First Viewing: How divine! A new Spielberg epic just in time for Christmas 2011! And after his most recent film Indiana Jones and the Kingdom of the Crystal Skull nuked the fridge , it appears that War Horse is a return to form for the legendary filmmaker. WWI battlefields! A swelling John Williams’ score! English accents! I’ve already bought my tickets for opening night!
Second Viewing: Wait a second. That image of the young boy extending his hand out to touch the horse’s face- I’ve seen that image before. Dare I say, Mr. Spielberg, are you trying to recreate the splendor of Michelangelo’s famous painting The Creation of Adam?
Sixth Viewing: So is the horse supposed to be E.T.? We saw the exact same Michelangelo-esque visual in E.T.: The Extra-Terrestrial but done to a much more poignant effect in that film than in this trailer. All that “Ouch” and “I’ll be right here” business still makes me tear up, but I’m not so sure about Spielberg’s self-referential imagery in his newest film. E.T. is a staple of Generation Y’s collective childhood and, if Spielberg learned anything from his friend Mr. Lucas, it is that there’s nothing worse than messing around with that nostalgia in any way, shape or form. I’m looking at you, Episodes I-III. Shame.

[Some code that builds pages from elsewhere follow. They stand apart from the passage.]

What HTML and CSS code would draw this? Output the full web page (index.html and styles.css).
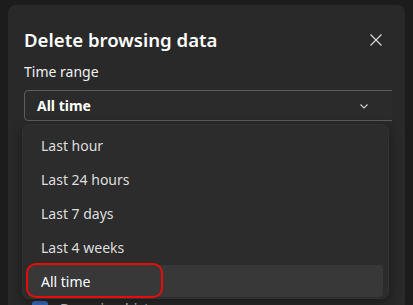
FILE: index.html
```html
<!DOCTYPE html>
<html lang="en">
<head>
  <meta charset="UTF-8">
  <meta name="viewport" content="width=device-width, initial-scale=1.0">
  <title>Delete browsing data</title>
  <link rel="stylesheet" href="styles.css">
</head>
<body>
  <div class="panel">
    <div class="header">
      <h1>Delete browsing data</h1>
      <button class="close" aria-label="Close">
        <svg width="12" height="12" viewBox="0 0 12 12"><path d="M0.5 0.5L11.5 11.5M11.5 0.5L0.5 11.5" stroke="#d6d6d6" stroke-width="1.2" fill="none"/></svg>
      </button>
    </div>
    <div class="content">
      <label class="field-label">Time range</label>
      <div class="select">
        <span>All time</span>
        <svg class="chevron" width="8" height="5" viewBox="0 0 8 5"><path d="M0.5 0.5L4 4L7.5 0.5" stroke="#cfcfcf" stroke-width="1.1" fill="none"/></svg>
      </div>
      <div class="check-row">
        <span class="checkbox"></span>
        <span>Browsing history</span>
      </div>
    </div>
    <ul class="dropdown">
      <li>Last hour</li>
      <li>Last 24 hours</li>
      <li>Last 7 days</li>
      <li>Last 4 weeks</li>
      <li class="selected">All time<span class="marker"></span></li>
    </ul>
  </div>
</body>
</html>
```
FILE: styles.css
```css
body {
  margin: 0;
  background-color: #1c1c1c;
  font-family: "Segoe UI", "Noto Sans", Arial, sans-serif;
  color: #fff;
  height: 305px;
  overflow: hidden;
}
.panel {
  position: relative;
  margin: 5px 0 0 8px;
  width: 397px;
  height: 310px;
  background-color: #292929;
  border-radius: 8px;
  overflow: hidden;
}
.header {
  display: flex;
  justify-content: space-between;
  align-items: center;
  padding: 23px 23px 0 16px;
}
.header h1 {
  margin: 0;
  font-size: 18.6px;
  font-weight: 600;
  line-height: 24px;
}
.close {
  background: none;
  border: none;
  padding: 0;
  width: 12px;
  height: 12px;
  display: flex;
}
.content {
  margin-left: 16px;
  width: 368px;
  overflow: hidden;
}
.field-label {
  display: block;
  margin-top: 10px;
  font-size: 14px;
  line-height: 20px;
  color: #f0f0f0;
}
.select {
  margin-top: 8px;
  width: 380px;
  height: 29px;
  box-sizing: content-box;
  border: 1px solid #5c5c5c;
  border-radius: 4px;
  background-color: #2b2b2b;
  display: flex;
  align-items: center;
  padding-left: 12px;
  font-size: 14px;
  font-weight: 700;
  position: relative;
}
.chevron {
  position: absolute;
  left: 335px;
  top: 13px;
}
.check-row {
  display: flex;
  align-items: center;
  gap: 12px;
  margin-top: 178px;
  margin-left: 8px;
  font-size: 14px;
  color: #cfcfcf;
}
.checkbox {
  width: 16px;
  height: 16px;
  border-radius: 3px;
  background-color: #3a6fc4;
}
.dropdown {
  position: absolute;
  left: 14px;
  top: 119px;
  width: 367px;
  margin: 0;
  padding: 4px 5px 1px;
  box-sizing: border-box;
  list-style: none;
  display: flex;
  flex-direction: column;
  gap: 2px;
  background-color: #2c2c2c;
  border: 1px solid #323232;
  border-radius: 7px;
  box-shadow: 0 4px 12px rgba(0, 0, 0, 0.4);
}
.dropdown li {
  position: relative;
  height: 32px;
  padding-left: 13px;
  display: flex;
  align-items: center;
  font-size: 14px;
  color: #dedede;
  border-radius: 4px;
}
.dropdown li.selected {
  background-color: #383838;
  color: #fff;
}
.marker {
  position: absolute;
  left: -2px;
  top: -2px;
  width: 133px;
  height: 31px;
  border: 2.5px solid #ec0a0a;
  border-radius: 10px;
}
```
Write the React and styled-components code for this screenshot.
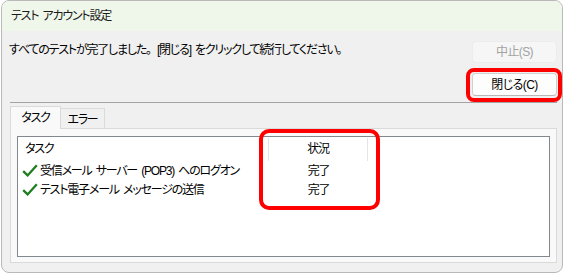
import React from "react";
import styled, { createGlobalStyle } from "styled-components";

const GlobalStyle = createGlobalStyle`
  html, body {
    margin: 0;
    padding: 0;
    background: #ffffff;
  }
  body {
    font-family: "Liberation Sans", "Noto Sans CJK JP", sans-serif;
    font-size: 12px;
    font-feature-settings: "palt" 1;
    letter-spacing: -1.2px;
    word-spacing: 2px;
    color: #000;
  }
`;

const Window = styled.div`
  box-sizing: border-box;
  width: 562px;
  height: 273px;
  margin-left: 1px;
  border: 1px solid #b9b9b9;
  border-radius: 8px;
  overflow: hidden;
  background: #f0f0f0;
  display: flex;
  flex-direction: column;
`;

const TitleBar = styled.div`
  height: 30px;
  flex: none;
  display: flex;
  align-items: center;
  padding-left: 9px;
  background: #eef7e9;
  color: #1b1b1b;
  line-height: 16px;
`;

const Body = styled.div`
  flex: 1;
  display: flex;
  flex-direction: column;
  padding: 0 5px 9px 7px;
`;

const TopArea = styled.div`
  display: flex;
  justify-content: space-between;
  align-items: flex-start;
  padding-top: 10px;
`;

const Message = styled.div`
  line-height: 16px;
  padding-top: 1px;
`;

/* full-width punctuation keeps its em box */
const Wide = styled.span`
  font-feature-settings: normal;
`;

const ButtonColumn = styled.div`
  display: flex;
  flex-direction: column;
  gap: 10px;
`;

const Button = styled.div`
  position: relative;
  box-sizing: border-box;
  width: 85px;
  height: ${(p) => (p.disabled ? "22px" : "23px")};
  display: flex;
  align-items: center;
  justify-content: center;
  border-radius: 4px;
  border: 1px solid ${(p) => (p.disabled ? "#ececec" : "#d0d0d0")};
  border-bottom-color: ${(p) => (p.disabled ? "#ececec" : "#b8b8b8")};
  background: ${(p) => (p.disabled ? "#f6f6f6" : "#fdfdfd")};
  color: ${(p) => (p.disabled ? "#a2a2a2" : "#000")};
  letter-spacing: -0.6px;
  line-height: 16px;
`;

const Highlight = styled.div`
  position: absolute;
  box-sizing: border-box;
  border: 4px solid #ff0000;
  border-radius: ${(p) => p.$radius || 8}px;
  pointer-events: none;
`;

const ButtonMark = styled(Highlight)`
  inset: -6px -6px -7px -7px;
`;

const Separator = styled.div`
  height: 1px;
  background: #a3a3a3;
  margin: 6px 0 2px 1px;
`;

const TabStrip = styled.div`
  display: flex;
  align-items: flex-end;
  margin-left: 1px;
  height: 23px;
`;

const Tab = styled.div`
  box-sizing: border-box;
  height: ${(p) => (p.active ? "23px" : "20px")};
  width: ${(p) => (p.active ? "51px" : "44px")};
  display: flex;
  align-items: center;
  justify-content: center;
  background: ${(p) => (p.active ? "#f9f9f9" : "#f0f0f0")};
  border: 1px solid #dadada;
  border-left: ${(p) => (p.active ? "1px solid #dadada" : "none")};
  border-bottom: none;
  margin-bottom: ${(p) => (p.active ? "-1px" : "0")};
  position: relative;
  z-index: ${(p) => (p.active ? 1 : 0)};
  line-height: 16px;
  padding-top: ${(p) => (p.active ? "0" : "2px")};
`;

const Panel = styled.div`
  box-sizing: border-box;
  flex: 1;
  margin-left: 1px;
  background: #f9f9f9;
  border: 1px solid #dadada;
  padding: 7px 6px 5px 6px;
  display: flex;
`;

const ListBox = styled.div`
  position: relative;
  flex: 1;
  background: #fff;
  border: 1px solid #828790;
`;

const HeaderRow = styled.div`
  display: grid;
  grid-template-columns: 251px 99px;
  height: 24px;
`;

const HeaderCell = styled.div`
  display: flex;
  align-items: center;
  justify-content: ${(p) => (p.center ? "center" : "flex-start")};
  padding-left: ${(p) => (p.center ? "0" : "7px")};
  padding-bottom: 1px;
  border-right: 1px solid #e5e5e5;
  margin: 1px 0 0;
  line-height: 16px;
`;

const Row = styled.div`
  display: grid;
  grid-template-columns: 251px 99px;
  height: 19px;
  align-items: center;
  line-height: 16px;
`;

const TaskCell = styled.div`
  display: flex;
  align-items: center;
  gap: 2px;
  padding-left: 4px;
  white-space: nowrap;
`;

const StatusCell = styled.div`
  text-align: center;
`;

const StatusMark = styled(Highlight)`
  left: 241px;
  top: -8px;
  width: 121px;
  height: 81px;
`;

const Check = () => (
  <svg width="16" height="13" viewBox="0 0 16 13">
    <path
      d="M1.2 7.2 L5.6 11.4 L14.8 1.2"
      fill="none"
      stroke="#1e7d1e"
      strokeWidth="2.3"
      strokeLinejoin="miter"
    />
  </svg>
);

const tasks = [
  { name: "受信メール サーバー (POP3) へのログオン", status: "完了" },
  { name: "テスト電子メール メッセージの送信", status: "完了" },
];

const App = () => {
  return (
    <>
      <GlobalStyle />
      <Window>
        <TitleBar>テスト アカウント設定</TitleBar>
        <Body>
          <TopArea>
            <Message>
              すべてのテストが完了しました<Wide>。</Wide>[閉じる] をクリックして続行してください<Wide>。</Wide>
            </Message>
            <ButtonColumn>
              <Button disabled>中止(S)</Button>
              <Button>
                閉じる(C)
                <ButtonMark />
              </Button>
            </ButtonColumn>
          </TopArea>
          <Separator />
          <TabStrip>
            <Tab active>タスク</Tab>
            <Tab>エラー</Tab>
          </TabStrip>
          <Panel>
            <ListBox>
              <HeaderRow>
                <HeaderCell>タスク</HeaderCell>
                <HeaderCell center>状況</HeaderCell>
              </HeaderRow>
              {tasks.map((t) => (
                <Row key={t.name}>
                  <TaskCell>
                    <Check />
                    {t.name}
                  </TaskCell>
                  <StatusCell>{t.status}</StatusCell>
                </Row>
              ))}
              <StatusMark $radius={10} />
            </ListBox>
          </Panel>
        </Body>
      </Window>
    </>
  );
};

export default App;
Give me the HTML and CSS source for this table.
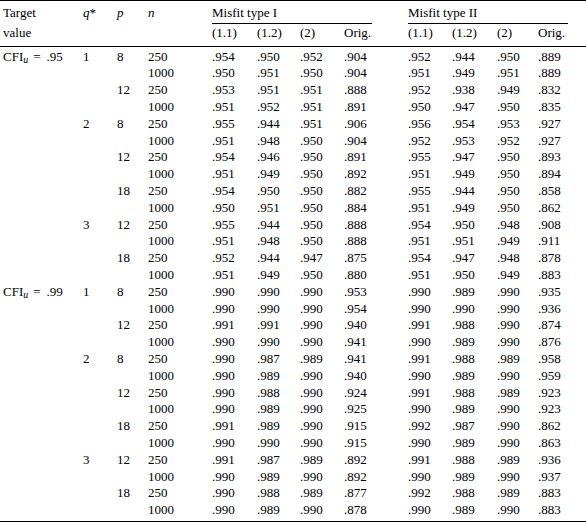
FILE: index.html
```html
<!DOCTYPE html>
<html lang="en">
<head>
    <meta charset="UTF-8">
    <meta name="viewport" content="width=device-width, initial-scale=1.0">
    <title>Misfit results</title>
    <link rel="stylesheet" href="styles.css">
</head>
<body>
    <table class="results">
        <colgroup>
            <col class="c-target"><col class="c-q"><col class="c-p"><col class="c-n">
            <col class="c-a"><col class="c-b"><col class="c-c"><col class="c-orig">
            <col class="c-a2"><col class="c-b2"><col class="c-c2"><col class="c-orig2">
        </colgroup>
        <thead>
            <tr class="head-top">
                <th class="first">Target</th>
                <th><i>q</i>*</th>
                <th><i>p</i></th>
                <th><i>n</i></th>
                <th colspan="4"><span class="group-label">Misfit type I</span></th>
                <th colspan="4"><span class="group-label">Misfit type II</span></th>
            </tr>
            <tr class="head-sub">
                <th class="first">value</th>
                <th></th><th></th><th></th>
                <th>(1.1)</th><th>(1.2)</th><th>(2)</th><th>Orig.</th>
                <th>(1.1)</th><th>(1.2)</th><th>(2)</th><th>Orig.</th>
            </tr>
        </thead>
        <tbody>
            <tr class="row-first"><td class="first">CFI<sub>u</sub><span class="eq">=</span>.95</td><td>1</td><td>8</td><td>250</td><td>.954</td><td>.950</td><td>.952</td><td>.904</td><td>.952</td><td>.944</td><td>.950</td><td>.889</td></tr>
            <tr><td class="first"></td><td></td><td></td><td>1000</td><td>.950</td><td>.951</td><td>.950</td><td>.904</td><td>.951</td><td>.949</td><td>.951</td><td>.889</td></tr>
            <tr><td class="first"></td><td></td><td>12</td><td>250</td><td>.953</td><td>.951</td><td>.951</td><td>.888</td><td>.952</td><td>.938</td><td>.949</td><td>.832</td></tr>
            <tr><td class="first"></td><td></td><td></td><td>1000</td><td>.951</td><td>.952</td><td>.951</td><td>.891</td><td>.950</td><td>.947</td><td>.950</td><td>.835</td></tr>
            <tr><td class="first"></td><td>2</td><td>8</td><td>250</td><td>.955</td><td>.944</td><td>.951</td><td>.906</td><td>.956</td><td>.954</td><td>.953</td><td>.927</td></tr>
            <tr><td class="first"></td><td></td><td></td><td>1000</td><td>.951</td><td>.948</td><td>.950</td><td>.904</td><td>.952</td><td>.953</td><td>.952</td><td>.927</td></tr>
            <tr><td class="first"></td><td></td><td>12</td><td>250</td><td>.954</td><td>.946</td><td>.950</td><td>.891</td><td>.955</td><td>.947</td><td>.950</td><td>.893</td></tr>
            <tr><td class="first"></td><td></td><td></td><td>1000</td><td>.951</td><td>.949</td><td>.950</td><td>.892</td><td>.951</td><td>.949</td><td>.950</td><td>.894</td></tr>
            <tr><td class="first"></td><td></td><td>18</td><td>250</td><td>.954</td><td>.950</td><td>.950</td><td>.882</td><td>.955</td><td>.944</td><td>.950</td><td>.858</td></tr>
            <tr><td class="first"></td><td></td><td></td><td>1000</td><td>.950</td><td>.951</td><td>.950</td><td>.884</td><td>.951</td><td>.949</td><td>.950</td><td>.862</td></tr>
            <tr><td class="first"></td><td>3</td><td>12</td><td>250</td><td>.955</td><td>.944</td><td>.950</td><td>.888</td><td>.954</td><td>.950</td><td>.948</td><td>.908</td></tr>
            <tr><td class="first"></td><td></td><td></td><td>1000</td><td>.951</td><td>.948</td><td>.950</td><td>.888</td><td>.951</td><td>.951</td><td>.949</td><td>.911</td></tr>
            <tr><td class="first"></td><td></td><td>18</td><td>250</td><td>.952</td><td>.944</td><td>.947</td><td>.875</td><td>.954</td><td>.947</td><td>.948</td><td>.878</td></tr>
            <tr><td class="first"></td><td></td><td></td><td>1000</td><td>.951</td><td>.949</td><td>.950</td><td>.880</td><td>.951</td><td>.950</td><td>.949</td><td>.883</td></tr>

            <tr><td class="first">CFI<sub>u</sub><span class="eq">=</span>.99</td><td>1</td><td>8</td><td>250</td><td>.990</td><td>.990</td><td>.990</td><td>.953</td><td>.990</td><td>.989</td><td>.990</td><td>.935</td></tr>
            <tr><td class="first"></td><td></td><td></td><td>1000</td><td>.990</td><td>.990</td><td>.990</td><td>.954</td><td>.990</td><td>.990</td><td>.990</td><td>.936</td></tr>
            <tr><td class="first"></td><td></td><td>12</td><td>250</td><td>.991</td><td>.991</td><td>.990</td><td>.940</td><td>.991</td><td>.988</td><td>.990</td><td>.874</td></tr>
            <tr><td class="first"></td><td></td><td></td><td>1000</td><td>.990</td><td>.990</td><td>.990</td><td>.941</td><td>.990</td><td>.989</td><td>.990</td><td>.876</td></tr>
            <tr><td class="first"></td><td>2</td><td>8</td><td>250</td><td>.990</td><td>.987</td><td>.989</td><td>.941</td><td>.991</td><td>.988</td><td>.989</td><td>.958</td></tr>
            <tr><td class="first"></td><td></td><td></td><td>1000</td><td>.990</td><td>.989</td><td>.990</td><td>.940</td><td>.990</td><td>.989</td><td>.990</td><td>.959</td></tr>
            <tr><td class="first"></td><td></td><td>12</td><td>250</td><td>.990</td><td>.988</td><td>.990</td><td>.924</td><td>.991</td><td>.988</td><td>.989</td><td>.923</td></tr>
            <tr><td class="first"></td><td></td><td></td><td>1000</td><td>.990</td><td>.989</td><td>.990</td><td>.925</td><td>.990</td><td>.989</td><td>.990</td><td>.923</td></tr>
            <tr><td class="first"></td><td></td><td>18</td><td>250</td><td>.991</td><td>.989</td><td>.990</td><td>.915</td><td>.992</td><td>.987</td><td>.990</td><td>.862</td></tr>
            <tr><td class="first"></td><td></td><td></td><td>1000</td><td>.990</td><td>.990</td><td>.990</td><td>.915</td><td>.990</td><td>.989</td><td>.990</td><td>.863</td></tr>
            <tr><td class="first"></td><td>3</td><td>12</td><td>250</td><td>.991</td><td>.987</td><td>.989</td><td>.892</td><td>.991</td><td>.988</td><td>.989</td><td>.936</td></tr>
            <tr><td class="first"></td><td></td><td></td><td>1000</td><td>.990</td><td>.989</td><td>.990</td><td>.892</td><td>.990</td><td>.989</td><td>.990</td><td>.937</td></tr>
            <tr><td class="first"></td><td></td><td>18</td><td>250</td><td>.990</td><td>.988</td><td>.989</td><td>.877</td><td>.992</td><td>.988</td><td>.989</td><td>.883</td></tr>
            <tr class="row-last"><td class="first"></td><td></td><td></td><td>1000</td><td>.990</td><td>.989</td><td>.990</td><td>.878</td><td>.990</td><td>.989</td><td>.990</td><td>.883</td></tr>
        </tbody>
    </table>
</body>
</html>
```

FILE: styles.css
```css
/* General Reset */
body, html {
    margin: 0;
    padding: 0;
    background-color: #FFFFFF;
    color: #000000;
}

/* Table layout */
.results {
    width: 586px;
    table-layout: fixed;
    border-collapse: collapse;
    font-family: "Liberation Serif", "Times New Roman", serif;
    font-size: 13px;
}

.c-target { width: 83px; }
.c-q { width: 34px; }
.c-p { width: 31px; }
.c-n { width: 64px; }
.c-a { width: 45px; }
.c-b { width: 43px; }
.c-c { width: 44px; }
.c-orig { width: 64px; }
.c-a2 { width: 44px; }
.c-b2 { width: 45px; }
.c-c2 { width: 41px; }
.c-orig2 { width: 48px; }

.results th,
.results td {
    padding: 0;
    text-align: left;
    font-weight: normal;
    line-height: 16.8px;
    white-space: nowrap;
    vertical-align: top;
}

.results .first {
    padding-left: 3px;
}

/* Header rules */
.results thead {
    border-top: 1px solid #000;
}

.head-top th {
    padding-top: 4px;
}

.head-sub th {
    padding-top: 1px;
    padding-bottom: 4px;
}

.results thead .head-sub {
    border-bottom: 1px solid #000;
}

.group-label {
    display: block;
    width: 160px;
    padding-bottom: 1px;
    border-bottom: 1px solid #000;
}

/* Body rows */
.row-first td {
    padding-top: 2px;
}

.row-last td {
    padding-bottom: 2px;
}

.results tbody {
    border-bottom: 1px solid #000;
}

sub {
    font-style: italic;
    font-size: 10px;
    line-height: 0;
    vertical-align: -2px;
}

.eq {
    margin: 0 6px 0 5px;
}
```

Twenty Fifth Viewing: Maybe I was a bit too overenthusiastic about John Williams’ string-heavy musical theme. Or have I just heard it far too many times in a row by now? Either case, it gives the trailer a saccharine, Hallmark Channel Movie of the Week feel to it.
Forty Eighth Viewing: I am not even halfway through this movie trailer journey and I am already bored, hungry, and my eyes are burning like the fiery pits of Vesuvius from staring at my computer screen for so long. I’m no longer certain if my tears are the result of this falsely emotional preview or rather the onset of Computer Vision Syndrome.
Sixty Second Viewing: I detest this trailer for War Horse for the same reasons I detest bananas. It’s exterior is fragrant and marvelously colorful, but once you peel back its layers you’re left with a gooey mess. The preview’s calculated levels of schmaltz practically ooze off the screen.
Eighty NinthViewing: I am seriously deliberating whether to end my quest now and start my homework or stick it out for eleven more viewings and become the cover boy for the latest issue of Procrastination Weekly*.
Ninety Ninth Viewing: I am almost certain that the horse just spoke at one point in this trailer. My presumptions are correct: this is E.T. meets Saving Private Ryan meets Empire of the Sun.
One Hundredth Viewing: I don’t even like horses.
* I wish this was an actual publication.